At Dartmouth, Economists Spar Over Remedies to Increasing Economic Inequality in U.S.
Jared Bernstein, Vice President Joe Biden's Economic Policy Adviser, speaks during the daily briefing, Monday, June 8, 2009, at the White House in Washington. (AP Photo/Haraz N. Ghanbari)
Harvard University professor of economics Greg Mankiw is a former economist in the George W. Bush White House. (Courtesy Harvard University)
Hanover— Two prominent economists on either side of the political divide squared off Monday in a cordial Dartmouth College debate over an issue that President Obama has called “the defining challenge of our time” — income inequality. That is, the growing gulf between America’s wealthiest five percent and everyone else.
Contesting the issue before a mostly student audience of about 200 in the campus’ Filene Auditorium were Gregory Mankiw, Harvard economics professor and former chairman of the Council of Economic Advisers under President George W. Bush, and Jared Bernstein, senior fellow at the Center on Budget and Policy Priorities and former chief economic adviser to Vice-President Joe Biden.
Both are prolific writers and authors of popular Internet blogs, mainly about economics and public policy but also spiced with eclectic offerings such as a commentary about Pharrell Williams’ big hit song “Happy” (Bernstein) or Mankiw’s best friend, Tobin, a border terrier named after the famous economist James Tobin, now deceased.
Both speakers generally agreed on the nature of the problem but diverged on what to do about it.
Starting off, Mankiw cited several “facts about income inequality. It is very high now by historical standards. It was low in the 1970s but is now back to where we were in the early part of the 20th century,” he said.
This is consistent with the analysis of a best-selling new book, Capital in the Twenty-First Century, by French economist, Thomas Piketty. The tome has hit the best seller lists of both the New York Times and Amazon-e-books. It was cited several times during Monday’s debate.

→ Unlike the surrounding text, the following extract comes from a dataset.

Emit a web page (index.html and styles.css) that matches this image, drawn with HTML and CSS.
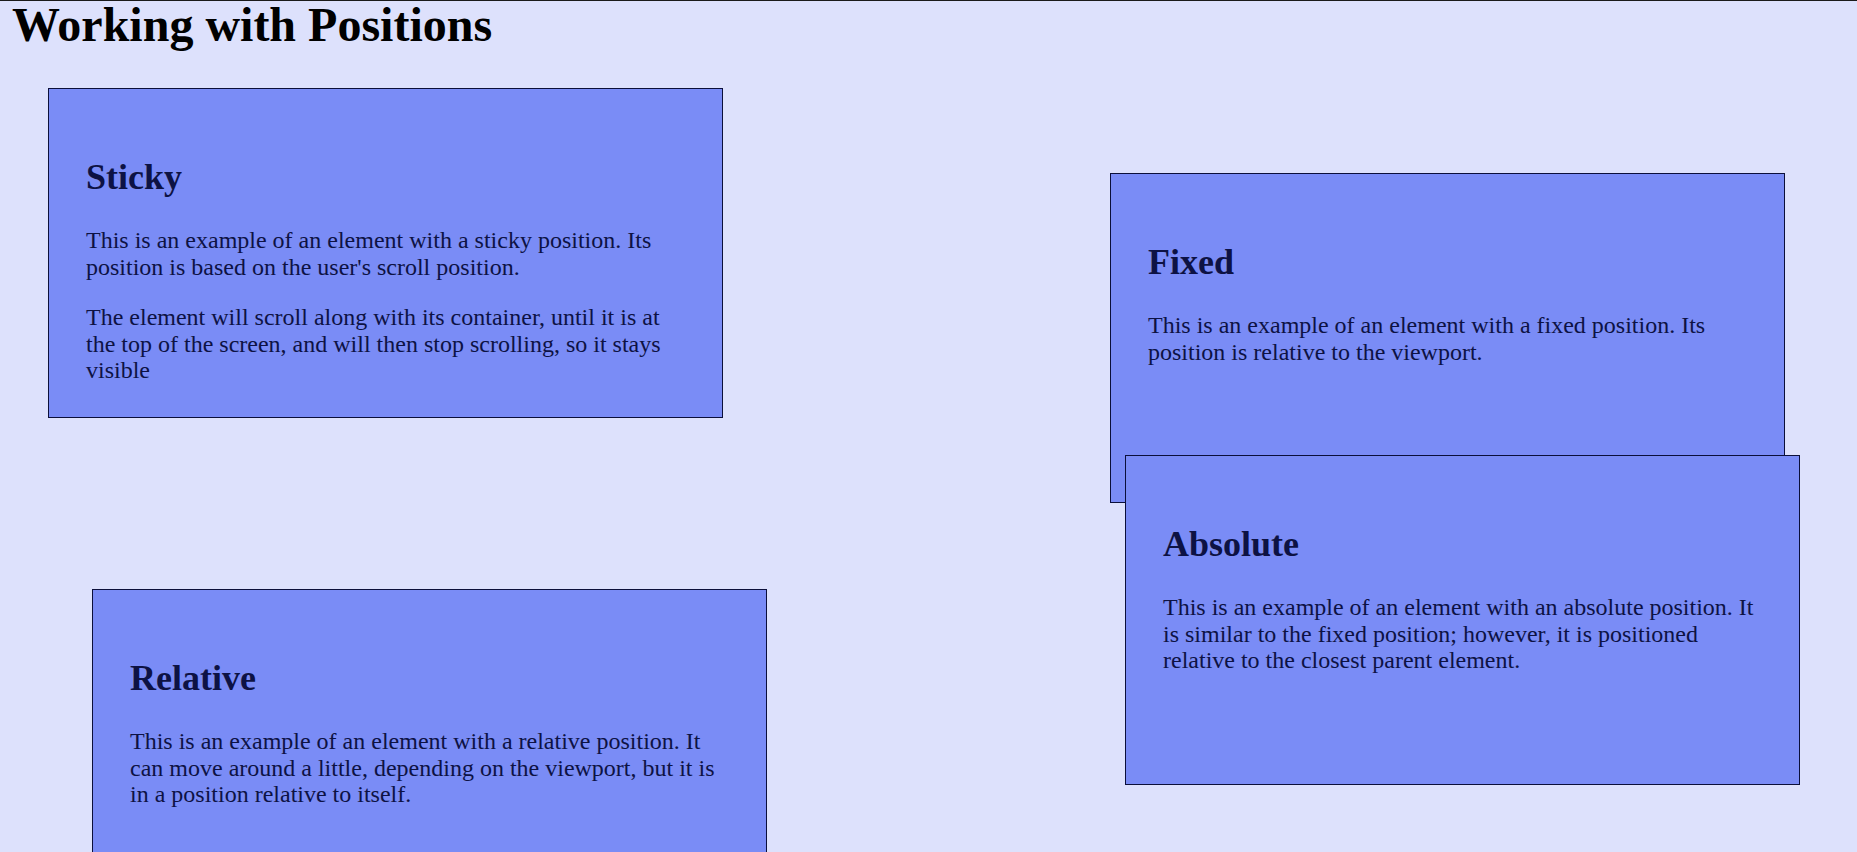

Mankiw gave several hypotheses that he believes are the “primary drivers of the inequality. One is that the historical race between technology and education is now being won by technology. That means that the demand for skilled labor is increasing, not so much for lower paid unskilled,” he explained.
Other causes include globalization and trade — imports from China produced by lower paid unskilled laborers; immigration patterns that tend to bring unskilled workers to the United States, thus impacting demand for indigenous workers; “superstars in movies and sports ... and super-managers earning multi-millions and more (than the average worker)” and “what I call the Dartmouth effect ... elite education institutions of very smart people that foster assortative mating with the partners going on to earn two high incomes. Forty years ago it was very different, one income-earner in the family.”
Bernstein, while agreeing with Mankiw’s causes of the inequality, focused on the problems he said it creates.
“First is fairness,” he explained. “You have a very significant problem when a small percentage see their income increase dramatically and most other people are falling behind or treading water. The basic social compact is broken.”
Bernstein also contended that growing income inequality is “effectively blocking opportunity for advancement for most people, blocking mobility and is a threat to representative democracy. It also creates macro-instability with the shampoo effect — bubble, burst, retreat.”
When the discussion turned to possible solutions, differences emerged, particularly on the minimum wage and federal tax options.
Mankiw said he favored a “progressive consumption tax ... and a value added tax as in several European countries,” which he contended would begin to push back on the inequality.
Bernstein countered that “every economist wants to do that (progressive consumption tax) but it ain’t going to happen. Before that we need to fix the broken tax system, close the loopholes.” He said he favored a “financial transactions tax ... a small step, but it could generate about $350 billion in revenue over 10 years.”
Berstein said he supports an increase in the minimum wage, as recommended by the Obama administration, from the existing $7.25 an hour to $10.10 over three years. He cited a recent report by the Congressional Budget Office stating that while such an increase might result in the loss of 500,000 jobs it would increase incomes for about 24 million people.
Mankiw said he would eliminate the minimum wage and instead go for an expansion of the existing earned income tax credit.
Debate moderator Charles Wheelan, senior economics lecturer and Rockefeller Center policy fellow, asked the speakers about “the role of political leadership in all of this.”
Mankiw said “the American people get the government they want. We need to convince the people (about the seriousness of the problem and possible solutions). They need to realize that political leaders are really followers. We need more public discussions like this, more newspaper op-ed pieces, the internet and social media.”
Bernstein’s reply: “Greg just nailed it.”
The debate was sponsored by the Dartmouth Rockefeller Center and the college’s new multi-disciplinary Political Economy project.